Paturnie domenicali post alluvione

Piero Gobetti Maurizio Viroli

Ha piovuto tutta la notte, ora piove a tratti, sicuramente il tempo non promette nulla di buono, una domenica post alluvione davvero lacrimevole! I miei occhi inquieti sono altalenanti tra il cielo, grigio e incerto, e la grata davanti casa per lo scolo della pioggia; mi rassicura tanto sentire il gorgoglio dell’acqua in corsa verso le fogne: che strana sensazione, quasi vivessi nell’imbuto tra la minaccia ampia, incombente del cielo e la speranza ristretta, ma forte che tutto scorra, imbocchi la strada giusta. Dopo tanta calamità disastrosa, lo ammetto, ho bisogno e, ancora di più, voglia di sperare, ma motivi di speranza mi vengono, adesso, più da un tombino stradale, gorgogliante di scorrevole acqua piovana, che dalle parole degli uomini.

Non mi fanno affatto sperare le parole del Comune di Forlì che le fogne siano libere, niente affatto intasate, ma sicuramente siano diventate inadatte, obsolete per lo smaltimento delle copiose precipitazioni, tipiche dell’ormai consolidato cambiamento climatico, persino sulla Romagna, non più idilliaca “solatia, dolce paese”. Sono parole di fuga che nell’incapacità di saper fronteggiare un nuovo stato delle cose incolpano di tutto l’obsolescenza, l’invecchiamento della realtà, degli strumenti finora a nostra disposizione. Così, chi ricopre responsabilità si cava fuori da ogni colpa, in molti casi accusando l’operato di chi l’ha preceduto.

C’è, addirittura, chi in questa fuga, come gli epigoni forlivesi di Alberto da Giussano, punta all’esagerazione, all’iperbole del meteo per cui un semplice nubifragio diventa una micidiale, eccezionale “bomba d’acqua”, aprendosi così la strada anche alla panzana di prossimi uragani su Forlì. Tutto diventa obsoleto?
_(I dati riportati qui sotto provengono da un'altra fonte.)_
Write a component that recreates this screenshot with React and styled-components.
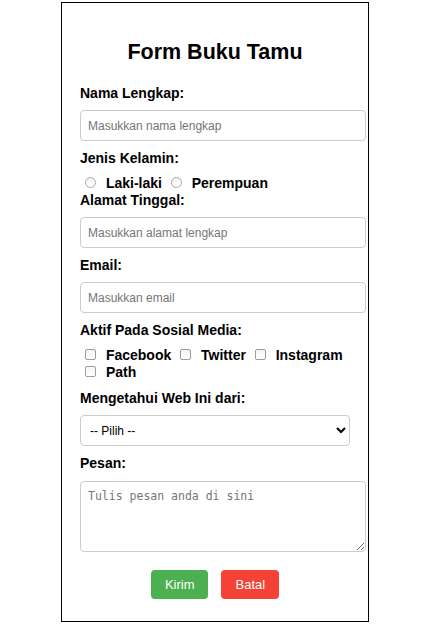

Non mi pare lo diventi mai la dominante, mediocre, sempre mutevole prassi politicante, grande e piccola o nazionale e locale che sia: no, lei resta sempre attuale, quasi immarcescibile “Ercolino sempre in piedi”, pupazzo, ricordate, con la raccolta punti della Galbani negli anni ’60.

Solo noi cittadini diventiamo, all’occorrenza, obsoleti, anche soltanto come singole persone, ciascuna con la propria vicenda umana: in questa domenica di paturnie post alluvione mi incontro nel riflesso di uno specchio di casa, chiedendomi quanto io, cittadino e uomo, possa risultare obsoleto nel mio essere “Uno, nessuno e centomila” o solo parte di questa triade del contrasto pirandelliano tra l’apparire e l’essere.

Sento che il post alluvione incrina le mie certezze, forse mi fa cazzeggiare, ma perché rassegnarmi che sia obsoleto il mondo attuale ad accogliere una purificatrice pioggia dannunziana “sui freschi pensieri che l’anima schiude novella, su la favola bella che ieri m’illuse, che oggi t’illude, o Ermione”?

Obsoleti anche i miei libri, attorno allo specchio, che si rincorrono nella fila dei titoli, ognuno un viaggio nella conoscenza, nella vita, nella diversità dei pensieri altrui? Pure loro, maestri unici, ora obsoleti al pari di fogne non più sufficientemente recettive di miserabile melma? Vorrei che tra poco venisse giù un bello scroscio, correrei all’aperto, braccia spalancate e viso al cielo sotto la pioggia, per lavarmi e levarmi di dosso ogni minimo alone di un rassegnato divenire obsoleto.